In any case, why are political elites and media commentators in the US, Britain and other Western countries so concerned about the Ikhwan and its ideology in Egypt when they have no qualms about cooperating and collaborating with an Islamic state that adopts  an atavistic approach to law and marginalises women and non-Muslim minorities? Is it because Saudi Arabia is not only an unquestioningly loyal ally but is also totally subservient to US and Western hegemony?

 

In other words, it is not the ‘Islamic state’ or ‘Islamic law’ that is the problem. If the West is assured of acquiescence with its power and dominance, it would be quite happy to accept the Ikhwan. The US and other Western elites are not sure if the Ikhwan will reject their hegemony — as the Islamic Iranian leadership has done— and insist upon the independence and sovereignty of Egypt and the Arab people as a whole. Will the Ikhwan leaders follow the example of Hamas in Palestine and Hizbollah in Lebanon and pursue a principled position on the liberation of Palestinian and other Arab lands, and oppose Israel’s nefarious designs in the region?  Will the Ikhwan — as required by the Qur’an—privilege justice and the dignity of the oppressed and the victims of aggression over and above the interests of the US, British and Israeli elites?   Because these are worrying questions for those who seek to perpetuate their hegemony and their power, the Ikhwan and where it stands has become an issue.

 

  1. 5) Instead of focusing upon the Ikhwan, shouldn’t US and Israeli elites reflect on how they can play a constructive role in an Arab world that is asserting its dignity and its honour?

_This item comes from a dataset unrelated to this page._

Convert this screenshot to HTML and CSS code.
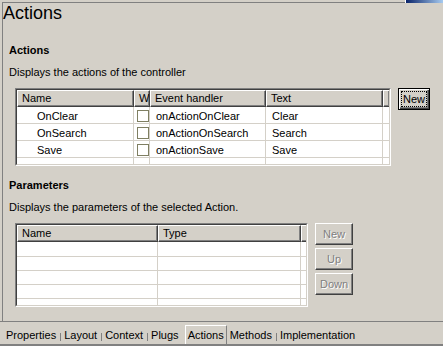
FILE: index.html
```html
<!DOCTYPE html>
<html lang="en">

<head>
    <meta charset="UTF-8">
    <title>Actions</title>
    <link rel="stylesheet" href="styles.css">
</head>

<body>
    <div class="top">
        <div class="edge"></div>
        <div class="caption"></div>
    </div>

    <div class="editor">
        <h1 class="title">Actions</h1>

        <div class="group first">
            <h2>Actions</h2>
            <p>Displays the actions of the controller</p>

            <div class="row">
                <div class="table">
                    <div class="table-in actions">
                        <div class="hd">Name</div>
                        <div class="hd">W</div>
                        <div class="hd">Event handler</div>
                        <div class="hd">Text</div>
                        <div class="hd"></div>

                        <div class="cell name">OnClear</div>
                        <div class="cell check"><span class="box"></span></div>
                        <div class="cell">onActionOnClear</div>
                        <div class="cell">Clear</div>
                        <div class="cell"></div>

                        <div class="cell name">OnSearch</div>
                        <div class="cell check"><span class="box"></span></div>
                        <div class="cell">onActionOnSearch</div>
                        <div class="cell">Search</div>
                        <div class="cell"></div>

                        <div class="cell name">Save</div>
                        <div class="cell check"><span class="box"></span></div>
                        <div class="cell">onActionSave</div>
                        <div class="cell">Save</div>
                        <div class="cell"></div>

                        <div class="cell"></div>
                        <div class="cell"></div>
                        <div class="cell"></div>
                        <div class="cell"></div>
                        <div class="cell"></div>
                    </div>
                </div>

                <div class="buttons">
                    <button class="btn default"><span>New</span></button>
                </div>
            </div>
        </div>

        <div class="group second">
            <h2>Parameters</h2>
            <p>Displays the parameters of the selected Action.</p>

            <div class="row">
                <div class="table">
                    <div class="table-in params">
                        <div class="hd">Name</div>
                        <div class="hd">Type</div>
                        <div class="hd"></div>

                        <div class="cell"></div><div class="cell"></div><div class="cell"></div>
                        <div class="cell"></div><div class="cell"></div><div class="cell"></div>
                        <div class="cell"></div><div class="cell"></div><div class="cell"></div>
                        <div class="cell"></div><div class="cell"></div><div class="cell"></div>
                        <div class="cell"></div><div class="cell"></div><div class="cell"></div>
                    </div>
                </div>

                <div class="buttons stack">
                    <button class="btn" disabled>New</button>
                    <button class="btn" disabled>Up</button>
                    <button class="btn" disabled>Down</button>
                </div>
            </div>
        </div>
    </div>

    <div class="tabs">
        <span class="tab">Properties</span>
        <span class="sep"></span>
        <span class="tab">Layout</span>
        <span class="sep"></span>
        <span class="tab">Context</span>
        <span class="sep"></span>
        <span class="tab">Plugs</span>
        <span class="tab active">Actions</span>
        <span class="tab">Methods</span>
        <span class="sep"></span>
        <span class="tab">Implementation</span>
    </div>
</body>

</html>
```

FILE: styles.css
```css
* {
    margin: 0;
    padding: 0;
    box-sizing: border-box;
}

body {
    width: 443px;
    height: 346px;
    overflow: hidden;
    background: #d4d0c8;
    font-family: "Liberation Sans", Arial, sans-serif;
    font-size: 11px;
    color: #000;
}

/* window chrome */

.top {
    display: flex;
    height: 3px;
}

.top .edge {
    flex: 1;
    margin-left: 2px;
    border-bottom: 1px solid #808080;
}

.top .caption {
    width: 38px;
    border-left: 1px solid #fff;
    background: linear-gradient(90deg, #0a246a, #a6caf0);
}

.editor {
    height: 318px;
    margin-left: 2px;
    border-left: 1px solid #808080;
}

.title {
    font-size: 18px;
    font-weight: normal;
    line-height: 20px;
}

/* groups */

.group {
    padding-left: 6px;
}

.group h2 {
    font-size: 11px;
    line-height: 13px;
}

.group p {
    line-height: 13px;
    margin-top: 9px;
}

.group.first {
    margin-top: 21px;
}

.group.second {
    margin-top: 13px;
}

.row {
    display: flex;
    align-items: flex-start;
    margin-top: 9px;
    padding-left: 6px;
}

/* tables */

.table {
    border: 1px solid;
    border-color: #808080 #fff #fff #808080;
}

.table-in {
    display: grid;
    overflow: hidden;
    background: #fff;
    border: 1px solid;
    border-color: #404040 #d4d0c8 #d4d0c8 #404040;
}

.actions {
    width: 374px;
    height: 76px;
    grid-template-columns: 117px 16px 116px 117px 1fr;
    grid-template-rows: 17px;
    grid-auto-rows: 17px;
}

.params {
    width: 291px;
    height: 82px;
    grid-template-columns: 141px 143px 1fr;
    grid-template-rows: 17px 15px;
    grid-auto-rows: 14px;
}

.hd {
    background: #d4d0c8;
    border-top: 1px solid #fff;
    border-left: 1px solid #fff;
    border-right: 1px solid #404040;
    border-bottom: 1px solid #404040;
    box-shadow: inset -1px -1px 0 #808080;
    padding-left: 4px;
    line-height: 14px;
    white-space: nowrap;
    overflow: hidden;
}

.cell {
    border-right: 1px solid #d4d0c8;
    border-bottom: 1px solid #d4d0c8;
    padding-left: 6px;
    line-height: 16px;
    padding-top: 1px;
    white-space: nowrap;
    overflow: hidden;
}

.cell.name {
    padding-left: 20px;
}

.cell.check {
    padding: 3px 0 0 3px;
}

.box {
    display: block;
    width: 12px;
    height: 12px;
    border: 1px solid #7f7f62;
    background: #fff;
}

/* buttons */

.buttons {
    display: flex;
    flex-direction: column;
    gap: 3px;
    margin-left: 7px;
}

.btn {
    width: 38px;
    height: 22px;
    font-family: inherit;
    font-size: 11px;
    background: #d4d0c8;
    border: 1px solid;
    border-color: #fff #404040 #404040 #fff;
    box-shadow: inset -1px -1px 0 #808080;
}

.btn:disabled {
    color: #808080;
    text-shadow: 1px 1px 0 #fff;
}

.btn.default {
    width: 32px;
    border: 1px solid #000;
    box-shadow: inset 1px 1px 0 #fff, inset -1px -1px 0 #404040, inset -2px -2px 0 #808080;
    color: #000;
}

.btn.default span {
    display: block;
    margin: 0 2px;
    padding: 1px 0;
    border: 1px dotted #000;
}

/* bottom tabs */

.tabs {
    display: flex;
    align-items: flex-end;
    height: 25px;
    border-top: 1px solid #808080;
    border-bottom: 2px solid #808080;
    padding-left: 5px;
}

.tab {
    padding: 0 1px 2px;
    line-height: 14px;
    border: 1px solid transparent;
    border-bottom: none;
    border-left: none;
    border-right: none;
}

.tab.active {
    height: 19px;
    padding: 2px 2px 0;
    margin: 0 2px 0 5px;
    border: 1px solid;
    border-color: #fff #808080 #fff #fff;
    border-bottom: none;
}

.sep {
    width: 1px;
    height: 8px;
    margin: 0 2px 3px 3px;
    background: #808080;
}
```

This is precisely what they should be doing. If the people succeed in bringing about fundamental change in Tunisia, Egypt and other countries in WANA, US and Israeli elites cannot continue with their present policy of controlling, manipulating  and  dominating the region through elites who represent their interests more than the well-being of the Arab masses. They should adjust to the new realities on the ground.

 

In more concrete terms, this means justice for the Palestinians—- justice that they have been denied for the last 63 years. Palestinian refugees should be allowed to return to Israel and to a new Palestinian state on the West Bank and Gaza that will have East Jerusalem as its capital. Palestinian and other Arab prisoners in Israeli jails should be released. The Golan Heights should be returned in its entirety to Syria and the Sheba Farms should be restored to Lebanon. Israel should eliminate its nuclear weapons and WANA should be declared a nuclear weapons free zone. If the US is sincere about respecting and fulfilling the aspirations of the people of the region, it should coax, cajole and coerce Israel to take these measures.

 

As Israel moves towards peace based upon justice in a new WANA, all the states in the region should also accord formal recognition to Israel.

 

While the resolution of the Israel-Arab conflict will be the litmus test of whether or not the US is sincere in its attitude towards the Arab people, it will also have to show through deeds that it no longer seeks to perpetuate its political or economic hegemony anywhere in WANA. It should not try to maintain its political control over the region by ensuring that its proxies and agents are elected through the ballot-box. The US should also cease to use the International Monetary Fund (IMF), the World Bank and other such institutions and arrangements to push through neo-liberal capitalist policies and programmes that are clearly inimical to the people’s interest. Instead of trying to shape the destiny of the Arab world for its own hegemonic purpose, the US elite should learn to respect the autonomy and integrity of the people of WANA. It should allow them to harness their own religious and cultural strengths in order to construct their own future, guided by their own vision.